Sports analytics are being portrayed by Wilbon (and other anti-analytics people such as Charles Barkley) as something they are not. Very few sports writers or analysts think that a single statistic, or even a bunch of statistics, can completely sum up a player's value and worth. When I cite Chris Paul's incredible efficiency by using his effective field goal percentage (eFG), it's a commentary on one aspect of his game. I can say, "Chris Paul was a more efficient scorer than Kyrie Irving this year based on their eFG percentages", and it would be true. That is entirely different from "Chris Paul is better than Kyrie Irving". There is no be all and end all statistic for basketball, and probably never will be.

The bigger problem I have with Wilbon's arguments are that most commonly-cited basketball statistics are very simple, and based on high school level math (at most). Effective field goal percentage accounts for the basic mathematical truth that three is greater than two. Hence, three point shots are more valuable than two point shots. EFG really is that easy, and it takes an hour at most of research to figure out how it and other advanced shooting stats work. Plenty of useful advanced stats are just as quick to understand, and almost all of them can be found on nba.com or basketball reference.
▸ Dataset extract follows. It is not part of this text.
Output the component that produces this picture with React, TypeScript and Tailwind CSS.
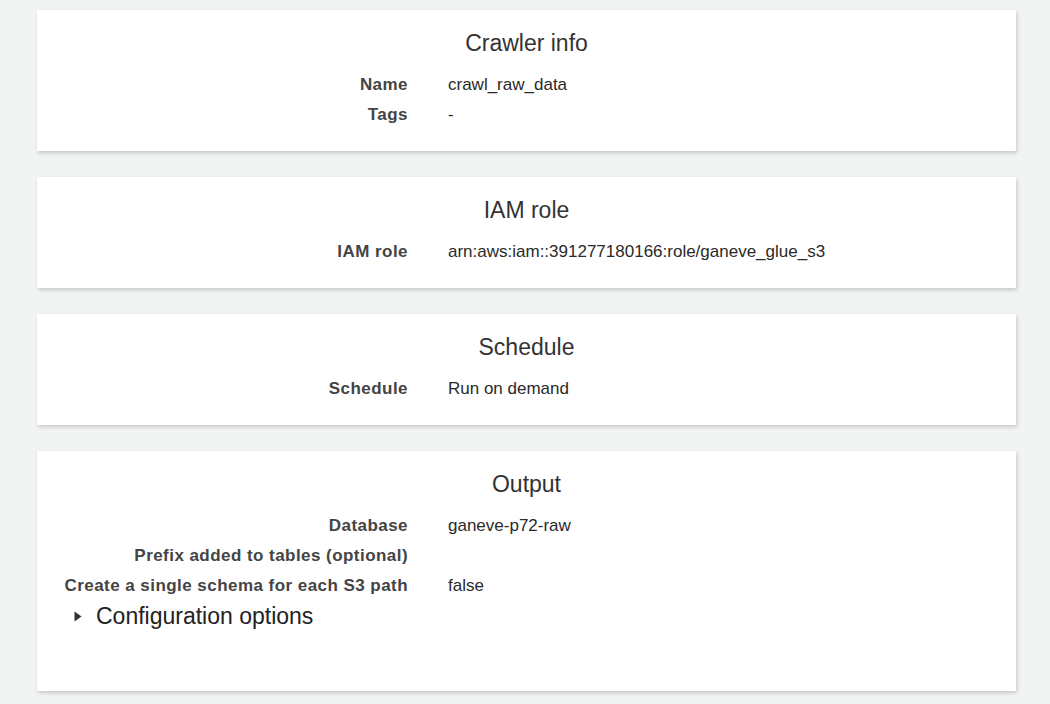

The more advanced analytics get, the more frequently they are misused. RPM (real plus minus) is displayed on ESPN as a ranking, a number to judge players against each other. Except that's not really how the stat works or should be used. It is a way of measuring the effect a player has on his team when he is on the floor, nothing more or less. PER is another tool used to compare players, but it fails to take into account team context, player role, and position (big men generally have higher PER due to the way it rewards rebounding). Again, it has its uses, but broad comparisons miss the point.

So there are real failures in the way many people use the analytics we do have. But that is not the point Wilbon is trying to make. Instead, he is arguing for the age-old standard of judgment and comparison over any advanced statistic: the "eye test".

Basically, he argues (as many people have over the years) that you can tell just by watching the games who is good and who isn't. And I actually agree with him! The difference is.... the people who he is talking about can't do that. As mentioned earlier, when most NBA fans sit down to talk about players or teams, they will go for the simple stuff first: points mostly. And while those comparisons might be correct, they can't possibly tell the whole story. Steven Adams (before these playoffs anyway) is probably someone who few casual basketball fans would know. And if they would watch him play, they would see a guy who doesn't score the ball much, who doesn't even really have the ball very frequently. He doesn't record a ton of emphatic blocks like a young Dwight Howard, or vacuum every rebound in sight like a young Kevin Love. They might think he isn't all that good.

What fans who only watch the playoffs or other big games (what I think of as casual fans) might miss is all the activity he does that isn't immediately evident, or that doesn't show up on a stat sheet. How many times has an opponent gone into the lane, seen Adams there with hands raised, and then passed out or forced up a poor shot? A heck of a lot. People who watch games only casually mostly don't pay attention to that kind of stuff, or to his pick and roll coverage, or to a guy like J.J. Redick's incredible off ball movement.

I am by no means a NBA expert. There are thousands of people out there who watch more of it then I do, are better analysts of it, and know more about the game. But I watch at least one NBA game almost every day of the season (sometimes more), and just about every playoff game. So when one of my friends gets in an argument with me over "eye test" matters, I take my word over theirs (and usually they do too). Similarly, I may think some way about a certain player, read what a respected NBA writer has to say about them, and consider that my opinion might well be wrong. Mostly, I listen to people who have good NBA knowledge, and who have proven such through writings or their opinions.

Emotion is all well and good. Without emotion, there wouldn't be fandom, and nobody would care about sports. It is perfectly reasonable to fight for your favorite player or team and argue as to why they are good or undervalued. Nobody is trying to take that emotion away. And very few people think that statistics are all that matter. Human elements such as morale, momentum, and chemistry are all clearly relevant, and are impossible to quantify with numbers.

Sports analytics are a tool to be used, not the entire conversation. In fact, the people to whom they would be most useful are the same ones who ignore them for hot takes and loud shouting over one another. When two of my friends start arguing about how James Harden is better than Steph Curry, it doesn't do anyone any harm. When two prominent ESPN or Fox Sports personalities/writers make arguments that sports analytics roundly disprove, they are in essence misleading their audience. Sports are about a holistic understanding of the issues and context in each situation, not simply statistics vs. eye test. Refusing to ignore the facts at hand, however, is mere ignorance.